Heavenly Father, how we long to walk humbly with you and leave a beautiful legacy to the family you’ve blessed us with. Thank you for loving and accepting our meager offering.
How often have we heard the verse about being joyful always? (1 Thessalonians 5:16-18)
In the midst of trial, its easy to wonder how joy can possibly exist amidst pain and heartbreak.
I cannot honestly say that I’ve felt joy constantly throughout the last three years since becoming a single Mom. In fact, in those first hardest weeks, joyful was the last word I would have used to describe myself.
As I’ve walked through a season that felt like the end of any good in my life I found true joy, even before there was any happiness in my heart.
Psalm 30:8… Weeping may tarry for the night, but joy comes with the morning.
While there may be no feeling of happiness in my life, there can still be joy. There will be joy! Joy is not a feeling at all, rather it is the firm knowledge that God is sovereign. He can see beyond what my human mind can fathom or understand. Resting in that knowledge is true joy.
James 1:2-4 Count it all joy, my brothers, when you meet rials of various kinds, for you know that the testing of your faith produces steadfastness. And let steadfastness have its full effect that you may be perfect and complete, lacking in nothing.

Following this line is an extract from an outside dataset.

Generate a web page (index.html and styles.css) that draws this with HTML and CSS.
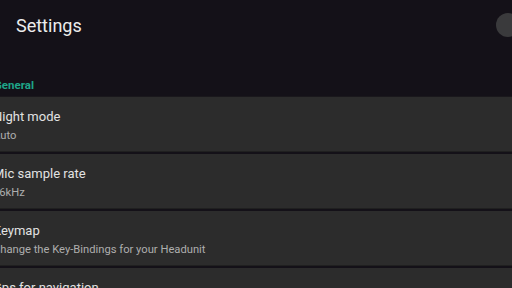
FILE: index.html
```html
<!DOCTYPE html>
<html>
<head>
    <title>Settings</title>
    <link rel="stylesheet" href="styles.css">
</head>
<body>
    <header class="toolbar">
        <h1 class="toolbarTitle">Settings</h1>
        <span class="toolbarKnob"></span>
    </header>

    <div class="category">General</div>

    <ul class="prefList">
        <li class="prefItem">
            <span class="prefTitle">Night mode</span>
            <span class="prefSummary">Auto</span>
        </li>
        <li class="prefItem">
            <span class="prefTitle">Mic sample rate</span>
            <span class="prefSummary">16kHz</span>
        </li>
        <li class="prefItem">
            <span class="prefTitle">Keymap</span>
            <span class="prefSummary">Change the Key-Bindings for your Headunit</span>
        </li>
        <li class="prefItem">
            <span class="prefTitle">Gps for navigation</span>
            <span class="prefSummary">Use GPS from the phone</span>
        </li>
    </ul>
</body>
</html>
```

FILE: styles.css
```css
body {
    font-family: Roboto, 'Noto Sans', sans-serif;
    background-color: #141118;
    margin: 0;
    padding: 0;
    height: 288px;
    overflow: hidden;
}

.toolbar {
    position: relative;
    height: 52px;
    display: flex;
    align-items: center;
    padding-left: 16px;
}

.toolbarTitle {
    margin: 0;
    font-size: 18px;
    font-weight: 400;
    color: #ececec;
    line-height: 1;
}

.toolbarKnob {
    position: absolute;
    right: -8px;
    top: 13px;
    width: 24px;
    height: 24px;
    border-radius: 50%;
    background-color: #3a3a3c;
}

.category {
    margin-top: 26px;
    margin-left: -6px;
    height: 18px;
    font-size: 11.5px;
    font-weight: 700;
    color: #1ea588;
    line-height: 14px;
}

.prefList {
    list-style: none;
    margin: 0;
    padding: 0;
    border-top: 1px solid #1a181c;
}

.prefItem {
    display: flex;
    flex-direction: column;
    height: 55px;
    padding-left: 0;
    margin-left: -7px;
    margin-bottom: 2px;
    background-color: #2c2c2c;
    border-bottom: 1px solid #202020;
    box-sizing: border-box;
    padding-top: 12px;
}

.prefTitle {
    font-size: 13px;
    color: #e2e2e2;
    line-height: 16px;
}

.prefSummary {
    margin-top: 4px;
    font-size: 11.2px;
    color: #aeaeae;
    line-height: 14px;
}
```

The feeling of joy may falter, but true godly joy is simply trusting that God’s got this even if it currently doesn’t feel that way. On the other side of that trial that once felt insurmountable you’ll find that God did indeed have a plan for the hard things.
In a world of here today, gone tomorrow love doubting God’s unconditional love is easy. When people we love fail us, it is easy to wonder if God’s love will also fail.
When my marriage suddenly and unexpectedly fell apart three years ago, I doubted God’s love. How could a God who loved me allow something so awful? As I struggled to believe in His unfailing love, even as I cried out in anger at God, He patiently led me down the road of rediscovering His Love.
No, in all these things we are more than conquerors through him who loved us. For I am sure that neither death nor life, nor angels nor rulers, nor things present nor things to come, nor powers, nor height nor depth, nor anything else in all creation, will be able to separate us from the love of God in Christ Jesus our Lord. (Romans 8:37-39)
How amazing is that? NOTHING can separate us from God’s love. In the depths of darkness, trusting in that love makes all the difference in a life of despair and a life of hope.
How can you trust in God’s love through the hard times?
Remember the past. One of the best tools for keeping faith in crisis is remembering how God met needs in the past. Grab a notebook and start writing down all the answered prayers and provision of the past.
Lean on friends. When life is hard, ask for help. Allow your community to be the hands and feet of God’s love, whether through asking for physical help or simply for prayer and encouragement.
Count your blessings. In the midst of heartbreak, everything seems wrong. Train yourself to find the silver lining by listing your blessings. Start small with simple things soon you’ll find many things to thank God for, even during crisis.
Trust that God has a plan. It may feel like life is off track, but God does have a plan even through this hard time. Keep pushing ahead, eventually the good of God’s plan will become apparent.
And we know that in all things God works for the good of those who love him, who have been called according to his purpose. (Romans 8:28)
At the beginning of my own crisis, I couldn’t image that any good thing would come from the shattering of my family. What began with a woman questioning God’s unfailing love, has become a beautiful life in which God’s love and grace are evident every day.
The truth is, that even when life is hard, God’s love remains. In the midst of chaos and pain, His love is unfailing and He has a plan.
If you are going through a hard time I pray that you trust in God’s love to see you through to the other side of the pain. He has a good plan for you!
Cling to the knowledge that through it all God’s love remains.